Thereafter, the user US sets the target characteristic value T of the product manufactured by the extruder through an input machine, and the target characteristic value setting unit 6 acquires a value thereof (A3). At the same time, the user US may specify and input a specific operating condition as an initial operating condition.

In the first embodiment, it is assumed that the user US sets the initial operating condition by setting the Ti temperature control target to 180° C., and intends to know whether 185° C., 220° C., 223° C., or another temperature is a better condition. Thereafter, computation starts, and the trained model outputs the predicted characteristic value distribution 7 in consideration of the variation amount (A4).

Thereafter, the objective function setting unit 15 calculates an objective function f based on a difference between the target characteristic value T and the predicted characteristic value distribution 7 (A5). In the first embodiment, it is considered that the quality of the product manufactured by the extruder is better as the product quality approaches the target characteristic value T, and thus a form is adopted in which the mean squared error MSE is the objective function f.

Thereafter, the explorer 8 explores an operating condition that minimizes the objective function f (A6). In the first embodiment, since it is known that there is a region where the product quality error is large between 185° C. and 220° C. as the Ti operating condition temperature, a Nelder-Mead method that is a non-gradient method is selected as an exploration algorithm instead of a gradient method, which is based on a gradient and moves toward a local minimum value.

After the exploration by the explorer 8 ends, the proposed operating condition XS is obtained and is presented to the user US, and thus the proposed operating condition XS is output by the output unit 9 (A7). With this series of flows, it is possible to provide an optimum operating condition for each manufacturing apparatus ME, which is resistant to variations such as disturbances and external interferences.

In the above description, the Ti operating condition temperature is used as the operating condition parameter Xn, the objective function f is calculated by the methods (2-1) and (2-2), and the optimum operating condition is obtained. In an actual apparatus, as shown in FIG. 4, the operating condition temperature differs depending on a location and a condition, and there may be m operating condition parameters such as X1 to Xm operating condition temperatures.

In this way, there are a plurality of operating conditions for one manufacturing apparatus, and each of the operating conditions may be a set temperature at a different location of the manufacturing apparatus. At this time, the explorer 8 explores a set temperature that reduces the objective function for each operating condition. At this time, the operating conditions are determined in an order from a temperature having a large impact on the quality characteristic, for example, by giving priority to optimization of the cooling zone. Alternatively, the operating conditions are optimized by exploring a condition that minimizes a sum of objective functions of all the operating conditions.

Second Embodiment

FIG. 8 is a functional block diagram of a system that provides an optimum operating condition for each manufacturing apparatus, the system including a variation amount observer that has actual operating condition data executed in the past in the manufacturing apparatus and measured characteristic value data associated with the actual operating condition data, and that observes a variation amount of the manufacturing apparatus.

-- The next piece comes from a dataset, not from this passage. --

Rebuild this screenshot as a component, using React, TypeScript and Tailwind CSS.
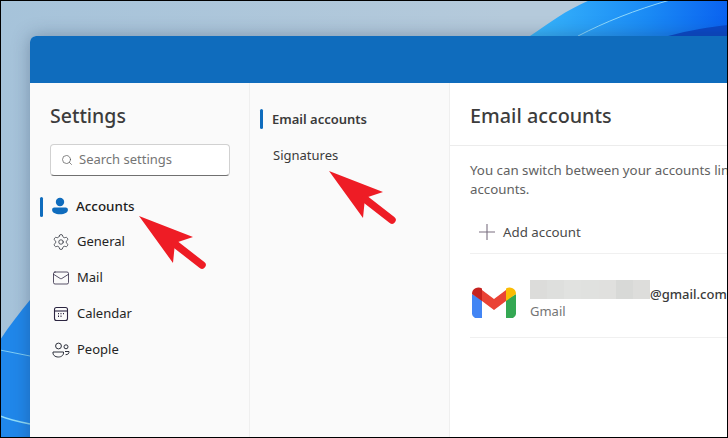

A basic configuration is the same as that in FIG. 2, but is different in that (8-1) a self-trained model is constructed using supervised learning from the actual operating condition data and the measured characteristic value data using the system, instead of reading the trained model from the database, and (8-2) the variation amount observer including hardware such as a temperature sensor or a pressure sensor is provided in the system.

(8-1): A learner 10 has past actual operating condition data and measured characteristic value data in a manufacturing apparatus associated with the system, and constructs a self-trained model by supervised learning using all or a part of the data.

As the actual operating condition data, data measured by the variation amount observer 3 is used. The measured characteristic value data is obtained by separately sampling a product and measuring a characteristic by a known method. These pieces of data can be organized into a database by accumulating past data.

Learning performed by the learner 10 at this time may be any machine learning method such as deep learning, kernel ridge regression, or multiple regression. In addition, training data used for learning is usually subjected to filtering by an item to be manufactured, time, or the like, and the filtering can be performed automatically or manually. The self-trained model constructed by the learner 10 may be stored in a trained database as shown in FIG. 2 for use on another occasion.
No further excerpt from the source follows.